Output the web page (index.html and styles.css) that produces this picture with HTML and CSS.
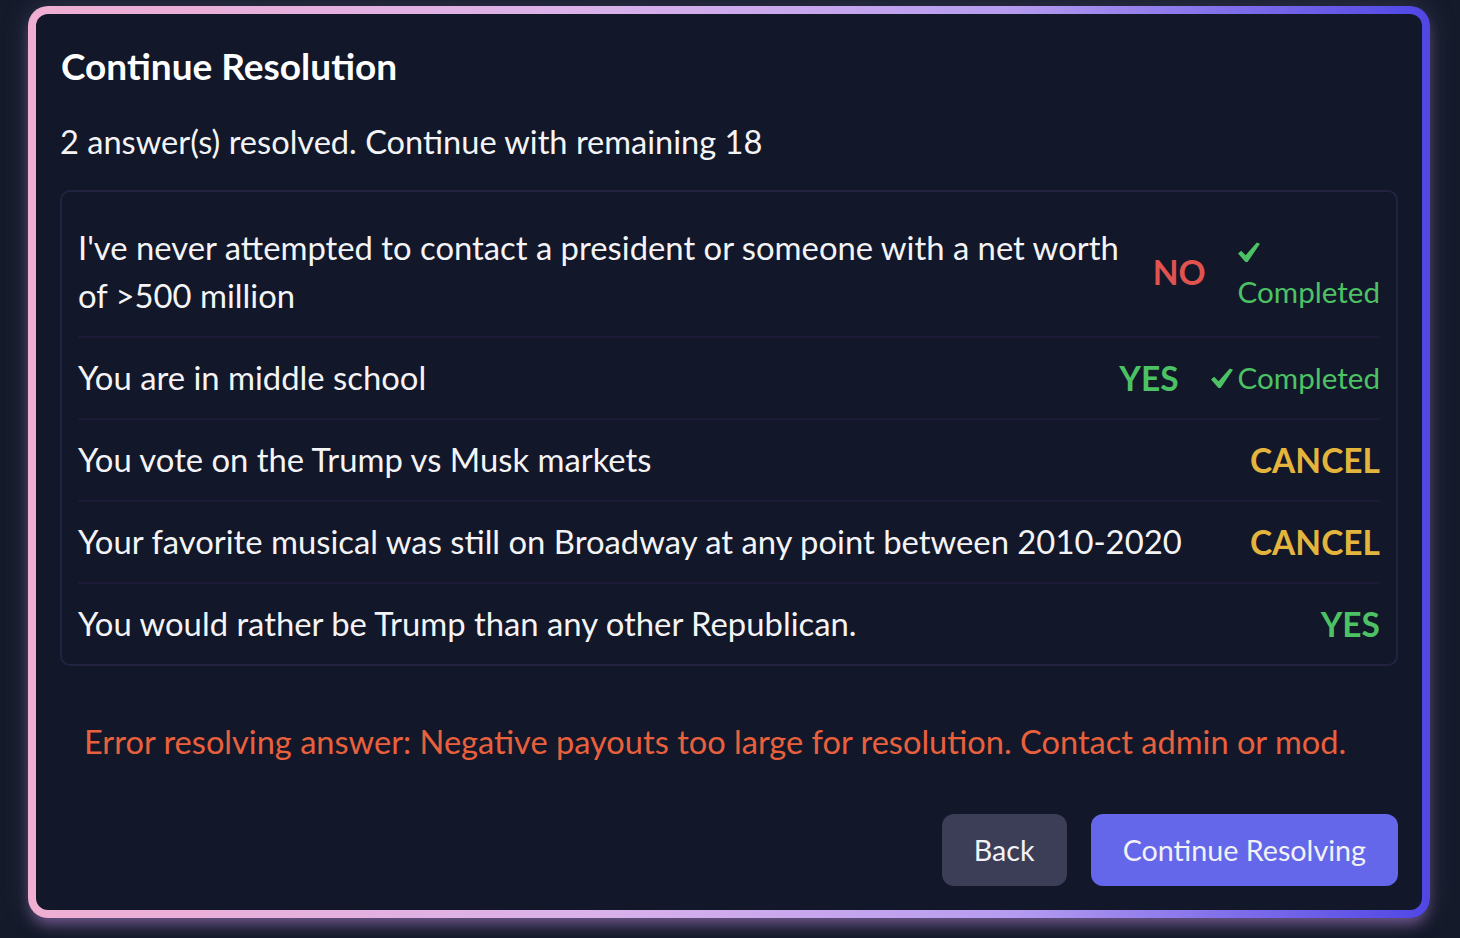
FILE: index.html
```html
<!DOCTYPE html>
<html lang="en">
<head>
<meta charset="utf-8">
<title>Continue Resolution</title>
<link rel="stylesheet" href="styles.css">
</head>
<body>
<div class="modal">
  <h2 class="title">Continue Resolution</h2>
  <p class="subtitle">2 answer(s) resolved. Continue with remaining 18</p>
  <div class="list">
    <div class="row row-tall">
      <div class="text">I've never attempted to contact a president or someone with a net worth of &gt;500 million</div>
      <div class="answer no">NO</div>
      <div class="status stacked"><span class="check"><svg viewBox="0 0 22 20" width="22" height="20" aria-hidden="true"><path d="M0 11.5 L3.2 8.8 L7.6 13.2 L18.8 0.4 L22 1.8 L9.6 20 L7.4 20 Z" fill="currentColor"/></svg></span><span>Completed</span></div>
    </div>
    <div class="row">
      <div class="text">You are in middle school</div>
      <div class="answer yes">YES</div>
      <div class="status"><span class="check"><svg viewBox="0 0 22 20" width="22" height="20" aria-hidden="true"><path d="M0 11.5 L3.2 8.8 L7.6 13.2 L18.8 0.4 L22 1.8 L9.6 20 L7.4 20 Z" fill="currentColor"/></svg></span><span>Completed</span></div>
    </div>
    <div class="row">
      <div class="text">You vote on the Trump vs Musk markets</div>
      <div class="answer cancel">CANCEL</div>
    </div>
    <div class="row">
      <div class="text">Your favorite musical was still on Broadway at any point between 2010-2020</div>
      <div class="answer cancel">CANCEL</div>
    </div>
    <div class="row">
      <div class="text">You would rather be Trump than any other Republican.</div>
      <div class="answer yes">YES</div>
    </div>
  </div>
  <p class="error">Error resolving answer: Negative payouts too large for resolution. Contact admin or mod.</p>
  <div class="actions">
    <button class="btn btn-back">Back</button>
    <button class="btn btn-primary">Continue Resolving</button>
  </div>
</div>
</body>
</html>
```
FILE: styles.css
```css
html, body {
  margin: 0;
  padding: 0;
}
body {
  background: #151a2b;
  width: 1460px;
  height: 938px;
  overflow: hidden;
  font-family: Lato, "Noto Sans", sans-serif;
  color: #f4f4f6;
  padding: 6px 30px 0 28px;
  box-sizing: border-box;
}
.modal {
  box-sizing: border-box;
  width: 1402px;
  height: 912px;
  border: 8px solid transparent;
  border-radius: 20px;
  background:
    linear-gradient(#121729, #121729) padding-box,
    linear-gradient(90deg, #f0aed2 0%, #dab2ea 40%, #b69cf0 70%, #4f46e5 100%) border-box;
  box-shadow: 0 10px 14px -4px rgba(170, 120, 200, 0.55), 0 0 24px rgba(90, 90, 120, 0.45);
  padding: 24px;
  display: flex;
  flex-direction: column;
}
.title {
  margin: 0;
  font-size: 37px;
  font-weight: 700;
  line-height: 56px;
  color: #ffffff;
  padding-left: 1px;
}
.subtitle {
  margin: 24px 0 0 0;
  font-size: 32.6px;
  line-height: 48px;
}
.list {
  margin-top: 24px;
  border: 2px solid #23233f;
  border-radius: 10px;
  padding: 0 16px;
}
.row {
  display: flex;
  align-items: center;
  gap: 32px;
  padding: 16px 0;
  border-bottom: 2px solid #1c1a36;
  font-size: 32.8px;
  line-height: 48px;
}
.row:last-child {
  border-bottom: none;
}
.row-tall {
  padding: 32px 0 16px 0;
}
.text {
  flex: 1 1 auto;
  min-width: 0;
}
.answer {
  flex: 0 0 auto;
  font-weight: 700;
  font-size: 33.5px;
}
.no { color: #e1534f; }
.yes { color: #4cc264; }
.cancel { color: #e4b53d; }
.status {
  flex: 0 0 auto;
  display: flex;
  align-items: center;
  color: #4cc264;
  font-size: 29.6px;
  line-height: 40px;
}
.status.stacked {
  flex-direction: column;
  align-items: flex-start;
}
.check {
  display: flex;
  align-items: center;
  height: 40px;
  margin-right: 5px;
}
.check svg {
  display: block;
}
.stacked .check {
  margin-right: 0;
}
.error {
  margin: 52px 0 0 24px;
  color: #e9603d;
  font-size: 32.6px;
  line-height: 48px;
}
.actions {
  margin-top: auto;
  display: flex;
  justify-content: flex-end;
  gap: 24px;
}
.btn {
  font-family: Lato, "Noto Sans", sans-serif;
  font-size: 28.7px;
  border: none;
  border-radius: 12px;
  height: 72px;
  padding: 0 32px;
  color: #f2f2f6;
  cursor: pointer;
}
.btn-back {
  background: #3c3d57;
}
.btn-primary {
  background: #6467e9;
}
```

**THE EXERCISE**. Leave out the pictures and reproduce the rest of the listing exactly.

**OUTPUT OF THE EXERCISE**.
Output the web page (index.html and styles.css) that produces this picture with HTML and CSS.
FILE: index.html
```html
<!DOCTYPE html>
<html lang="en">
<head>
<meta charset="utf-8">
<title>Continue Resolution</title>
<link rel="stylesheet" href="styles.css">
</head>
<body>
<div class="modal">
  <h2 class="title">Continue Resolution</h2>
  <p class="subtitle">2 answer(s) resolved. Continue with remaining 18</p>
  <div class="list">
    <div class="row row-tall">
      <div class="text">I've never attempted to contact a president or someone with a net worth of &gt;500 million</div>
      <div class="answer no">NO</div>
      <div class="status stacked"><span class="check"><svg viewBox="0 0 22 20" width="22" height="20" aria-hidden="true"><path d="M0 11.5 L3.2 8.8 L7.6 13.2 L18.8 0.4 L22 1.8 L9.6 20 L7.4 20 Z" fill="currentColor"/></svg></span><span>Completed</span></div>
    </div>
    <div class="row">
      <div class="text">You are in middle school</div>
      <div class="answer yes">YES</div>
      <div class="status"><span class="check"><svg viewBox="0 0 22 20" width="22" height="20" aria-hidden="true"><path d="M0 11.5 L3.2 8.8 L7.6 13.2 L18.8 0.4 L22 1.8 L9.6 20 L7.4 20 Z" fill="currentColor"/></svg></span><span>Completed</span></div>
    </div>
    <div class="row">
      <div class="text">You vote on the Trump vs Musk markets</div>
      <div class="answer cancel">CANCEL</div>
    </div>
    <div class="row">
      <div class="text">Your favorite musical was still on Broadway at any point between 2010-2020</div>
      <div class="answer cancel">CANCEL</div>
    </div>
    <div class="row">
      <div class="text">You would rather be Trump than any other Republican.</div>
      <div class="answer yes">YES</div>
    </div>
  </div>
  <p class="error">Error resolving answer: Negative payouts too large for resolution. Contact admin or mod.</p>
  <div class="actions">
    <button class="btn btn-back">Back</button>
    <button class="btn btn-primary">Continue Resolving</button>
  </div>
</div>
</body>
</html>
```
FILE: styles.css
```css
html, body {
  margin: 0;
  padding: 0;
}
body {
  background: #151a2b;
  width: 1460px;
  height: 938px;
  overflow: hidden;
  font-family: Lato, "Noto Sans", sans-serif;
  color: #f4f4f6;
  padding: 6px 30px 0 28px;
  box-sizing: border-box;
}
.modal {
  box-sizing: border-box;
  width: 1402px;
  height: 912px;
  border: 8px solid transparent;
  border-radius: 20px;
  background:
    linear-gradient(#121729, #121729) padding-box,
    linear-gradient(90deg, #f0aed2 0%, #dab2ea 40%, #b69cf0 70%, #4f46e5 100%) border-box;
  box-shadow: 0 10px 14px -4px rgba(170, 120, 200, 0.55), 0 0 24px rgba(90, 90, 120, 0.45);
  padding: 24px;
  display: flex;
  flex-direction: column;
}
.title {
  margin: 0;
  font-size: 37px;
  font-weight: 700;
  line-height: 56px;
  color: #ffffff;
  padding-left: 1px;
}
.subtitle {
  margin: 24px 0 0 0;
  font-size: 32.6px;
  line-height: 48px;
}
.list {
  margin-top: 24px;
  border: 2px solid #23233f;
  border-radius: 10px;
  padding: 0 16px;
}
.row {
  display: flex;
  align-items: center;
  gap: 32px;
  padding: 16px 0;
  border-bottom: 2px solid #1c1a36;
  font-size: 32.8px;
  line-height: 48px;
}
.row:last-child {
  border-bottom: none;
}
.row-tall {
  padding: 32px 0 16px 0;
}
.text {
  flex: 1 1 auto;
  min-width: 0;
}
.answer {
  flex: 0 0 auto;
  font-weight: 700;
  font-size: 33.5px;
}
.no { color: #e1534f; }
.yes { color: #4cc264; }
.cancel { color: #e4b53d; }
.status {
  flex: 0 0 auto;
  display: flex;
  align-items: center;
  color: #4cc264;
  font-size: 29.6px;
  line-height: 40px;
}
.status.stacked {
  flex-direction: column;
  align-items: flex-start;
}
.check {
  display: flex;
  align-items: center;
  height: 40px;
  margin-right: 5px;
}
.check svg {
  display: block;
}
.stacked .check {
  margin-right: 0;
}
.error {
  margin: 52px 0 0 24px;
  color: #e9603d;
  font-size: 32.6px;
  line-height: 48px;
}
.actions {
  margin-top: auto;
  display: flex;
  justify-content: flex-end;
  gap: 24px;
}
.btn {
  font-family: Lato, "Noto Sans", sans-serif;
  font-size: 28.7px;
  border: none;
  border-radius: 12px;
  height: 72px;
  padding: 0 32px;
  color: #f2f2f6;
  cursor: pointer;
}
.btn-back {
  background: #3c3d57;
}
.btn-primary {
  background: #6467e9;
}
```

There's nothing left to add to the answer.